Dernier livre du regretté Naguib Mahfouz traduit en français, Son Excellence introduit le lecteur dans le monde impitoyable de la fonction publique égyptienne.

Publié le 15 juillet 2007 Lecture : 2 minutes.

Naguib Mahfouz a jeté l’ancre en août 2006. Mais ses phrases résonnent encore, et c’est plus que jamais l’occasion de (re)découvrir ce grand écrivain, Prix Nobel de littérature en 1988. Beaucoup ont peur de se lancer à la découverte de ce monument des lettres égyptiennes. Par où commencer ? Plus d’une vingtaine de ses livres ont été traduits en français La bonne idée, c’est d’ouvrir Son Excellence, un roman court, qui se lit d’une traite et qu’a récemment publié Sindbad/Actes Sud.
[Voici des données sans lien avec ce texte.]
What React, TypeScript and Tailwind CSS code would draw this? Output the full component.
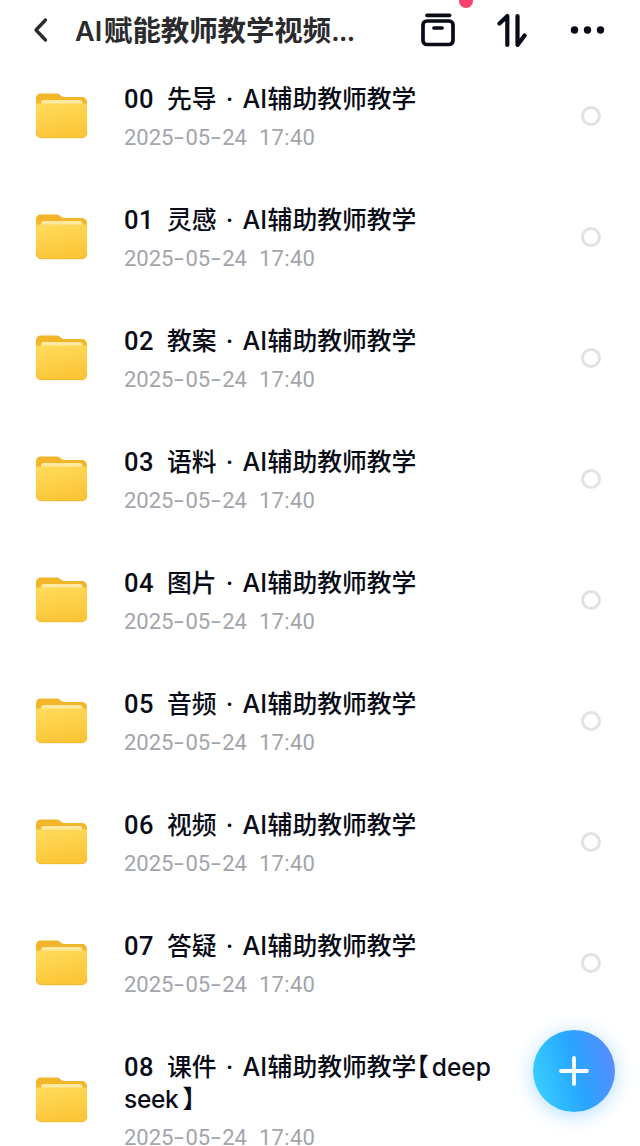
import { useState } from 'react';

const folders = [
  { no: '00', topic: '先导' },
  { no: '01', topic: '灵感' },
  { no: '02', topic: '教案' },
  { no: '03', topic: '语料' },
  { no: '04', topic: '图片' },
  { no: '05', topic: '音频' },
  { no: '06', topic: '视频' },
  { no: '07', topic: '答疑' },
  { no: '08', topic: '课件', tag: ['deep', 'seek'] },
];

const FolderIcon = () => (
  <svg width="53" height="46" viewBox="0 0 52 46" preserveAspectRatio="none" className="block">
    <defs>
      <linearGradient id="folderFront" x1="0" y1="0" x2="0.3" y2="1">
        <stop offset="0" stopColor="#ffdc5c" />
        <stop offset="1" stopColor="#fcc638" />
      </linearGradient>
    </defs>
    <path d="M1 5a4.500 4.500 0 0 1 4.500-4.500h15.500q2 0 3.500 1.300l1.800 1.400q1 .8 2.500 .8h17.200a5 5 0 0 1 5 5v10H1z" fill="#f3b52a" />
    <path d="M6 11.500V9.500q0-2.500 2.500-2.500h35.500q2.500 0 2.500 2.500v2z" fill="#ffe9a0" />
    <path d="M1 10.500h50v29.500a5 5 0 0 1-5 5H6a5 5 0 0 1-5-5z" fill="url(#folderFront)" />
    <path d="M1.300 38.500v1.500a4.700 4.700 0 0 0 4.700 4.700h40a4.700 4.700 0 0 0 4.700-4.700v-1.500" fill="none" stroke="#efb42c" strokeWidth=".8" />
  </svg>
);

const Dash = () => <span className="inline-block w-[12px] scale-x-[1.6] text-center leading-none">-</span>;

const Header = () => (
  <header className="relative flex h-[60px] shrink-0 items-center">
    <button className="ml-[33px] w-4">
      <svg width="16" height="26" viewBox="0 0 16 26" fill="none" stroke="#2b2b2d" strokeWidth="3.300" strokeLinecap="round" strokeLinejoin="round">
        <path d="M12.500 3L3 13l9.500 10" />
      </svg>
    </button>
    <h1 className="-mt-[2px] ml-[26px] w-[346px] whitespace-nowrap text-[28.400px] font-bold leading-[40px] text-[#2b2b2d]">
      <span className="inline-block w-[29px] font-['Inter'] text-[27px] font-semibold leading-none">AI</span>
      赋能教师教学视频
      <span className="font-['Inter'] text-[25px] leading-none tracking-[-0.5px]">...</span>
    </h1>
    <svg width="34" height="34" viewBox="0 0 34 34" className="block" fill="none" stroke="#090b16" strokeWidth="3.700" strokeLinecap="round">
      <path d="M6 2.300h22.500" />
      <rect x="2" y="8" width="30" height="23.500" rx="4" />
      <path d="M13 15h8" />
    </svg>
    <svg width="30" height="36" viewBox="0 0 30 36" className="ml-[42px] block" fill="none" stroke="#090b16" strokeWidth="4.200" strokeLinecap="round" strokeLinejoin="round">
      <path d="M2.500 11.500l7.800-7.500v29" />
      <path d="M20.500 4v29l7-9.500" />
    </svg>
    <svg width="36" height="10" viewBox="0 0 36 10" className="ml-[43px] block" fill="#090b16">
      <circle cx="4.500" cy="5" r="3.700" />
      <circle cx="17.500" cy="5" r="3.700" />
      <circle cx="30.500" cy="5" r="3.700" />
    </svg>
    <span className="absolute -top-[6px] left-[459px] h-[14px] w-[14px] rounded-full bg-[#fb4169]" />
  </header>
);

const App = () => {
  const [selected, setSelected] = useState<string[]>([]);

  const toggle = (no: string) =>
    setSelected((prev) => (prev.includes(no) ? prev.filter((n) => n !== no) : [...prev, no]));

  return (
    <div className="relative flex h-[1146px] w-[640px] flex-col overflow-hidden bg-white font-['Noto_Sans_CJK_SC',sans-serif]">
      <Header />

      <ul className="pt-[21px]">
        {folders.map(({ no, topic, tag }) => (
          <li key={no} className={`flex pl-[35px] ${tag ? 'h-[153px]' : 'h-[121px]'}`}>
            <div className={tag ? 'pt-[28px]' : 'pt-[12px]'}>
              <FolderIcon />
            </div>
            <div className="ml-[36px] w-[440px] whitespace-nowrap">
              <div className="text-[24.800px] font-medium leading-8 text-[#090b16]">
                <span className="inline-block w-[43px] font-['Roboto'] text-[25.500px] leading-none tracking-[0.4px]">{no}</span>
                {topic}
                <span className="inline-block w-[26px] text-center font-['Inter'] leading-none">·</span>
                <span className="inline-block w-[25px] font-['Inter'] text-[25px] leading-none">AI</span>
                辅助教师教学
                {tag && (
                  <>
                    <span className="[font-feature-settings:'halt']">【</span>
                    <span className="ml-[3px] font-['Inter'] text-[24.500px] leading-none">{tag[0]}</span>
                    <br />
                    <span className="mr-[4px] font-['Inter'] text-[24.500px] leading-none tracking-[-0.3px]">{tag[1]}</span>
                    <span className="[font-feature-settings:'halt']">】</span>
                  </>
                )}
              </div>
              <div className="mt-[9px] font-['Roboto'] text-[22px] leading-8 text-[#a2a5ab]">
                <span>2025</span>
                <Dash />
                <span>05</span>
                <Dash />
                <span>24</span>
                <span className="ml-[12px] tracking-[0.3px]">17:40</span>
              </div>
            </div>
            <button
              onClick={() => toggle(no)}
              className={`ml-[17px] mt-[25px] h-5 w-5 rounded-full border-[3px] ${
                selected.includes(no) ? 'border-[#2b9cff] bg-[#2b9cff]' : 'border-[#e2e2e4]'
              } ${tag ? 'invisible' : ''}`}
            />
          </li>
        ))}
      </ul>

      {/* Upload button */}
      <button className="absolute left-[533px] top-[1030px] flex h-[82px] w-[82px] items-center justify-center rounded-full bg-[linear-gradient(75deg,#38ceff_8%,#27a6ff_52%,#588cff_92%)] shadow-[0_3px_20px_rgba(64,170,255,0.4)]">
        <svg width="32" height="32" viewBox="0 0 32 32" stroke="white" strokeWidth="3.800" strokeLinecap="round">
          <path d="M16 3v26M3 16h26" />
        </svg>
      </button>
    </div>
  );
};

export default App;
Dans cet ouvrage, où l’on retrouve son style maîtrisé et soucieux des détails, Mahfouz nous fait entrer dans la tête d’Othmân Bayyouni, un fonctionnaire obsédé par sa carrière. Un antihéros pathétique, fasciné par la hiérarchie, qu’il ne qualifie qu’en termes religieux. Les premières pages du livre sont savoureuses à souhait. Le jeune homme encore fringant vient d’être promu fonctionnaire : « Il pensa qu’il venait d’entrer dans l’histoire de la fonction publique et qu’il lui était donné de comparaître devant la Suprême Présence. Il eut l’impression d’entendre un extraordinaire murmure qu’il était peut-être le seul à entendre et qui devait être la voix même du Destin. »
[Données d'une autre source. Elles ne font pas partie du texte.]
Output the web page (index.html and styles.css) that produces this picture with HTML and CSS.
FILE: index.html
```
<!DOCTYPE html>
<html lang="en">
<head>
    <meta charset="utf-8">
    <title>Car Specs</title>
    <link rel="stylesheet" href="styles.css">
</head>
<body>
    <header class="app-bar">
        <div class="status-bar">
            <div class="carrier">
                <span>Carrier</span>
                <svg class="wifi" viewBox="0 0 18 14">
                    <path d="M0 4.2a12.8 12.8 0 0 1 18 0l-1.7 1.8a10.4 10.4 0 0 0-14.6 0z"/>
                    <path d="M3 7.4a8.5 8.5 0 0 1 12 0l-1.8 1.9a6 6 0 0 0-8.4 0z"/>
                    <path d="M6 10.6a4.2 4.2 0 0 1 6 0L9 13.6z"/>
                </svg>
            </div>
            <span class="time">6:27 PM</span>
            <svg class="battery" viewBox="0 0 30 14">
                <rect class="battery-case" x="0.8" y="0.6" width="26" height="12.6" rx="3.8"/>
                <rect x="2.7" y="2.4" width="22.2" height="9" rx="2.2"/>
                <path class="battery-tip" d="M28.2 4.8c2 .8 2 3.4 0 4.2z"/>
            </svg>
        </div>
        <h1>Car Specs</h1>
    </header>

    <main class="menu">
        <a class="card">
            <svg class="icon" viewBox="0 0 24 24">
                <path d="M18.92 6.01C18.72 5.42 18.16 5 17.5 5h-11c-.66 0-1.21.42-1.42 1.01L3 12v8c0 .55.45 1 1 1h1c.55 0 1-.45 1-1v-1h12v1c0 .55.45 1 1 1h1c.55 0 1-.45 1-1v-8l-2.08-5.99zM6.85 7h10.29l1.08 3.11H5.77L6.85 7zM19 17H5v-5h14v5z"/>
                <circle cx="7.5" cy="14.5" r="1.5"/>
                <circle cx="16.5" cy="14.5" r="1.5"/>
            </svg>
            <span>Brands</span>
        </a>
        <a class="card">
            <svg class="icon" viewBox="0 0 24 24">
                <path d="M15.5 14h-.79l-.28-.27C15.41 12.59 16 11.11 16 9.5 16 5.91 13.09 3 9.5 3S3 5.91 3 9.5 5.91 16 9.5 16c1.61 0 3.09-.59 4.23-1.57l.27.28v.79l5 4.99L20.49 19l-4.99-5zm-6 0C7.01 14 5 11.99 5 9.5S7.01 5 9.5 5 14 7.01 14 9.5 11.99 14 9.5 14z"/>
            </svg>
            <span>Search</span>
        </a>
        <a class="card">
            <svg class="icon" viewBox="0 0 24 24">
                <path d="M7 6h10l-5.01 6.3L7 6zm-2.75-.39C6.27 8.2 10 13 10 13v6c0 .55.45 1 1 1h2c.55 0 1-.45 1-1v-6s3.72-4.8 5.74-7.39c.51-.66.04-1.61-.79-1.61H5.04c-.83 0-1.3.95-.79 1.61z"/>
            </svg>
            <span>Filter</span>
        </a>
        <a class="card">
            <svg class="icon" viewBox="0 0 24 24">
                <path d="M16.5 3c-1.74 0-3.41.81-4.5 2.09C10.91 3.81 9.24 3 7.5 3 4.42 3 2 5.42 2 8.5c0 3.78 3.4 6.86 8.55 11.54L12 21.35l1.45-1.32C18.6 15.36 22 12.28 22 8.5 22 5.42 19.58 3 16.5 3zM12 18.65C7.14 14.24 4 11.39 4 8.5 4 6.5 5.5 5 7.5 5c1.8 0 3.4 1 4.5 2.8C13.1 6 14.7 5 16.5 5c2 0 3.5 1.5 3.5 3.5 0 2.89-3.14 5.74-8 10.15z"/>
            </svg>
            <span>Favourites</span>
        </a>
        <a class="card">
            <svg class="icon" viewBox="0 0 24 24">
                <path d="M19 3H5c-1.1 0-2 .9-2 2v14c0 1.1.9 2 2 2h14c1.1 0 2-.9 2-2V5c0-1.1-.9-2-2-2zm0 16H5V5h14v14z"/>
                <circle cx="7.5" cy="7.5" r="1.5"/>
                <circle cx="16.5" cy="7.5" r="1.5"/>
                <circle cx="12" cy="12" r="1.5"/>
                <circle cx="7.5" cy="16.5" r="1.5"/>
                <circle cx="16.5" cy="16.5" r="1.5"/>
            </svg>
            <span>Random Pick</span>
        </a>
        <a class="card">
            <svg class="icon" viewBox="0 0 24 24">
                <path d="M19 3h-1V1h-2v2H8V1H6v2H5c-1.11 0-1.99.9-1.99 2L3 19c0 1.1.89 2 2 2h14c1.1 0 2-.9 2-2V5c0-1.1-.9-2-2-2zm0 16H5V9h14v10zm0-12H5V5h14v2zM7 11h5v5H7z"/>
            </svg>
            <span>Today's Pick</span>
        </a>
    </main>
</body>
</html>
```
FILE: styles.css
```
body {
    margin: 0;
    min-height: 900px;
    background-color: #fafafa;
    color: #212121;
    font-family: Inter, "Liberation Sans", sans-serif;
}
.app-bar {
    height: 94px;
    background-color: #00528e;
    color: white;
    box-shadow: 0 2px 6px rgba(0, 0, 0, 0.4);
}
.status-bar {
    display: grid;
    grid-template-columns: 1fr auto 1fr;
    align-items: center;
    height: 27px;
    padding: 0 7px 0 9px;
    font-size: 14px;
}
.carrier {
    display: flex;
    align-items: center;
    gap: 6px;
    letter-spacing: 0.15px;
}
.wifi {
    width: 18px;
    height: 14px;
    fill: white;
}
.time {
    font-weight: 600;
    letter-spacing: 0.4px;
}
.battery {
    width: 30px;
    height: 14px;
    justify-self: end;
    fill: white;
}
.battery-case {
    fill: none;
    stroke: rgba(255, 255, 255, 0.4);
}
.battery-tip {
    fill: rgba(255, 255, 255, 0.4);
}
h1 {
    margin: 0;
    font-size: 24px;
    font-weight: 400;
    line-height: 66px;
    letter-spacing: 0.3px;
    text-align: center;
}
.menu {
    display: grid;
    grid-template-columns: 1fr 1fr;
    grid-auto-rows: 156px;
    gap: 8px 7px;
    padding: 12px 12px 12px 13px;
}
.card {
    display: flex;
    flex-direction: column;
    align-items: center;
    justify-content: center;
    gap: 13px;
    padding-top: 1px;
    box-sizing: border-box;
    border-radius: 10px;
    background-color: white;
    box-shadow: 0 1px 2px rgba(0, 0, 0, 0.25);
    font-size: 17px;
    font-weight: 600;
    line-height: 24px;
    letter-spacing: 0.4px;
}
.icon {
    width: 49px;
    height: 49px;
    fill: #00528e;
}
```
Avec une ironie toute en retenue, Mahfouz écrit plus loin : « Dans l’histoire de l’Égypte, la fonction publique était une institution sacrée à l’égal du temple, le fonctionnaire égyptien était le plus ancien fonctionnaire de l’histoire. Si, dans d’autres pays, la figure emblématique était celle du combattant, du politicien, du commerçant, du fabricant ou du marin, en Égypte c’était bien celle du fonctionnaire. »
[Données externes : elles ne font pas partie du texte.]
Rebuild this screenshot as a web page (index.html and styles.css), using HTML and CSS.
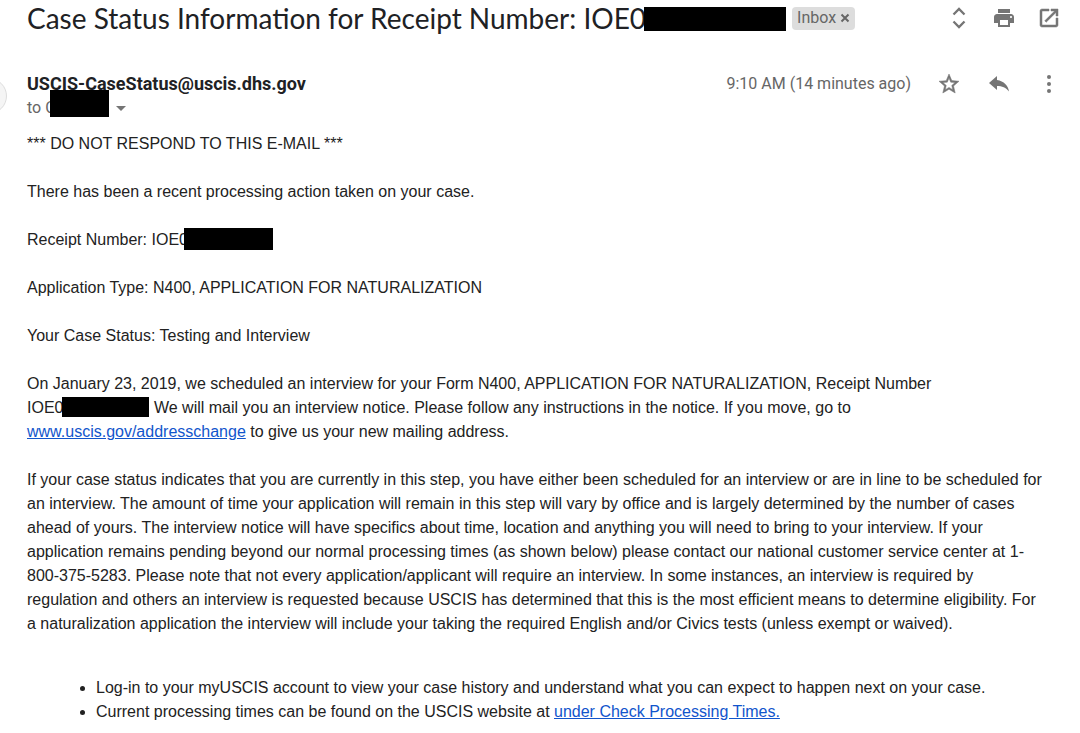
FILE: index.html
```html
<!DOCTYPE html>
<html lang="en">
<head>
    <meta charset="UTF-8">
    <meta name="viewport" content="width=device-width, initial-scale=1.0">
    <title>Case Status Information</title>
    <link rel="stylesheet" href="styles.css">
</head>
<body>
    <header class="subject-bar">
        <h1 class="subject">Case Status Information for Receipt Number: IOE0<span class="redacted redacted-subject"></span></h1>
        <span class="label">Inbox <button type="button" class="label-remove" aria-label="Remove label Inbox"><svg width="10" height="10" viewBox="0 0 10 10"><path d="M1.500 1.500l7 7M8.500 1.500l-7 7" stroke="#666" stroke-width="2"/></svg></button></span>
        <div class="actions">
            <button type="button" class="icon-btn" aria-label="Expand all">
                <svg width="24" height="24" viewBox="0 0 24 24"><path d="M6.500 8.500L12 3l5.500 5.500M6.500 15.500L12 21l5.500-5.500" fill="none" stroke="#757575" stroke-width="2.300"/></svg>
            </button>
            <button type="button" class="icon-btn" aria-label="Print all">
                <svg width="24" height="24" viewBox="0 0 24 24"><path fill="#757575" d="M19 8H5c-1.660 0-3 1.340-3 3v6h4v4h12v-4h4v-6c0-1.660-1.340-3-3-3zm-3 11H8v-5h8v5zm3-7c-.55 0-1-.45-1-1s.45-1 1-1 1 .45 1 1-.45 1-1 1zm-1-9H6v4h12V3z"/></svg>
            </button>
            <button type="button" class="icon-btn" aria-label="In new window">
                <svg width="24" height="24" viewBox="0 0 24 24"><path fill="#757575" stroke="#757575" stroke-width=".5" d="M19 19H5V5h7V3H5c-1.110 0-2 .9-2 2v14c0 1.100.89 2 2 2h14c1.100 0 2-.9 2-2v-7h-2v7zM14 3v2h3.590l-9.830 9.830 1.410 1.410L19 6.410V10h2V3h-7z"/></svg>
            </button>
        </div>
    </header>

    <section class="message-head">
        <div class="avatar"></div>
        <div class="sender">
            <h2 class="sender-name">USCIS-CaseStatus@uscis.dhs.gov</h2>
            <div class="recipient">to C<span class="redacted redacted-name"></span><button type="button" class="details-btn" aria-label="Show details"></button></div>
        </div>
        <span class="date">9:10 AM (14 minutes ago)</span>
        <div class="actions message-actions">
            <button type="button" class="icon-btn" aria-label="Star">
                <svg width="24" height="24" viewBox="0 0 24 24"><path fill="#757575" stroke="#757575" stroke-width=".5" d="M22 9.240l-7.190-.62L12 2 9.190 8.630 2 9.240l5.460 4.730L5.820 21 12 17.270 18.180 21l-1.630-7.030L22 9.240zM12 15.400l-3.760 2.270 1-4.280-3.320-2.880 4.380-.38L12 6.100l1.710 4.040 4.380.38-3.320 2.880 1 4.280L12 15.400z"/></svg>
            </button>
            <button type="button" class="icon-btn" aria-label="Reply">
                <svg width="24" height="24" viewBox="0 0 24 24"><path fill="#757575" d="M10 8V4l-8 7 8 7v-4.100c5 0 9 1.600 12 5.600-1-6-5-10.500-12-11.500z"/></svg>
            </button>
            <button type="button" class="icon-btn" aria-label="More">
                <svg width="24" height="24" viewBox="0 0 24 24" fill="#757575"><circle cx="12" cy="5" r="2"/><circle cx="12" cy="12" r="2"/><circle cx="12" cy="19" r="2"/></svg>
            </button>
        </div>
    </section>

    <main class="message">
        <p>*** DO NOT RESPOND TO THIS E-MAIL ***</p>
        <p>There has been a recent processing action taken on your case.</p>
        <p>Receipt Number: IOE0<span class="redacted redacted-receipt"></span></p>
        <p>Application Type: N400, APPLICATION FOR NATURALIZATION</p>
        <p>Your Case Status: Testing and Interview</p>
        <p>On January 23, 2019, we scheduled an interview for your Form N400, APPLICATION FOR NATURALIZATION, Receipt Number <span class="receipt">IOE0<span class="redacted redacted-inline"></span></span> We will mail you an interview notice. Please follow any instructions in the notice. If you move, go to <a href="#">www.uscis.gov/addresschange</a> to give us your new mailing address.</p>
        <p>If your case status indicates that you are currently in this step, you have either been scheduled for an interview or are in line to be scheduled for an interview. The amount of time your application will remain in this step will vary by office and is largely determined by the number of cases ahead of yours. The interview notice will have specifics about time, location and anything you will need to bring to your interview. If your application remains pending beyond our normal processing times (as shown below) please contact our national customer service center at 1-800-375-5283. Please note that not every application/applicant will require an interview. In some instances, an interview is required by regulation and others an interview is requested because USCIS has determined that this is the most efficient means to determine eligibility. For a naturalization application the interview will include your taking the required English and/or Civics tests (unless exempt or waived).</p>
        <ul>
            <li>Log-in to your myUSCIS account to view your case history and understand what you can expect to happen next on your case.</li>
            <li>Current processing times can be found on the USCIS website at <a href="#">under Check Processing Times.</a></li>
        </ul>
    </main>
</body>
</html>
```
FILE: styles.css
```css
* {
    box-sizing: border-box;
}
body {
    margin: 0;
    padding: 0 19px 8px 27px;
    background-color: #fff;
    color: #222;
    font-family: "Liberation Sans", Arial, sans-serif;
    font-size: 16px;
    line-height: 24px;
}
h1, h2, p, ul {
    margin: 0;
}
button {
    padding: 0;
    border: none;
    background: none;
    cursor: pointer;
}
a {
    color: #15c;
}
.subject-bar {
    display: flex;
    align-items: center;
    height: 36px;
}
.subject {
    color: #202124;
    font-family: Lato, sans-serif;
    font-size: 28px;
    font-weight: 400;
    line-height: 36px;
    white-space: nowrap;
}
.label {
    display: flex;
    align-items: center;
    gap: 4px;
    height: 23px;
    margin-left: 6px;
    padding: 0 5px;
    border-radius: 4px;
    background-color: #ddd;
    color: #666;
    font-family: Roboto, sans-serif;
    font-size: 16px;
}
.label-remove, .icon-btn {
    display: flex;
}
.actions {
    display: flex;
    gap: 21px;
    margin-left: auto;
}
.message-actions {
    gap: 26px;
    margin-left: 26px;
}
.message-head {
    position: relative;
    display: flex;
    align-items: flex-start;
    padding-top: 36px;
    color: #666;
    font-family: Roboto, sans-serif;
}
.avatar {
    position: absolute;
    top: 42px;
    left: -56px;
    width: 36px;
    height: 36px;
    border: 1px solid #ddd;
    border-radius: 50%;
    background-color: #f5f5f5;
}
.sender {
    flex: 1;
}
.sender-name {
    color: #202124;
    font-size: 18px;
    font-weight: 700;
    line-height: 24px;
}
.recipient {
    display: flex;
    align-items: center;
    height: 24px;
}
.details-btn {
    margin-left: 7px;
    border-top: 5px solid #757575;
    border-right: 5px solid transparent;
    border-left: 5px solid transparent;
}
.message {
    padding: 12px 17px 0 0;
}
.message p + p {
    margin-top: 24px;
}
.message ul {
    margin-top: 40px;
    padding-left: 69px;
}
.receipt {
    white-space: nowrap;
}

/* black bars over private details */
.redacted {
    position: relative;
    display: inline-block;
    margin-top: -4px;
    background-color: #000;
    vertical-align: middle;
}
.redacted-subject {
    width: 142px;
    height: 24px;
    margin-bottom: 2px;
    margin-left: -2px;
}
.redacted-name {
    width: 59px;
    height: 27px;
    margin-bottom: 5px;
    margin-left: -6px;
}
.redacted-receipt {
    width: 89px;
    height: 22px;
    margin-left: -4px;
}
.redacted-inline {
    width: 87px;
    height: 20px;
    margin-left: -1px;
}
```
Othmân Bayyouni, l’enfant de la rue populaire et populeuse d’al-Hussein, au Caire, veut atteindre le sommet, pourtant réservé aux hommes du sérail. C’est son parcours semé d’embûches, de soumissions et de concessions que raconte Son Excellence, introduisant le lecteur dans le monde impitoyable de la fonction publique égyptienne. Les années passent Othmân arrivera-t-il à passer du huitième au premier échelon ? Le roman se fait thriller psychologique, analysant la déchéance d’Othmân, qui, pour servir son ambition, sera passé à côté de sa vie et aura tout sacrifié : ses amours, ses amitiés, son bonheur, sa santé. Un scénario implacable, qui, avec virtuosité, dresse l’itinéraire d’une vie gâchée sur l’autel de l’État.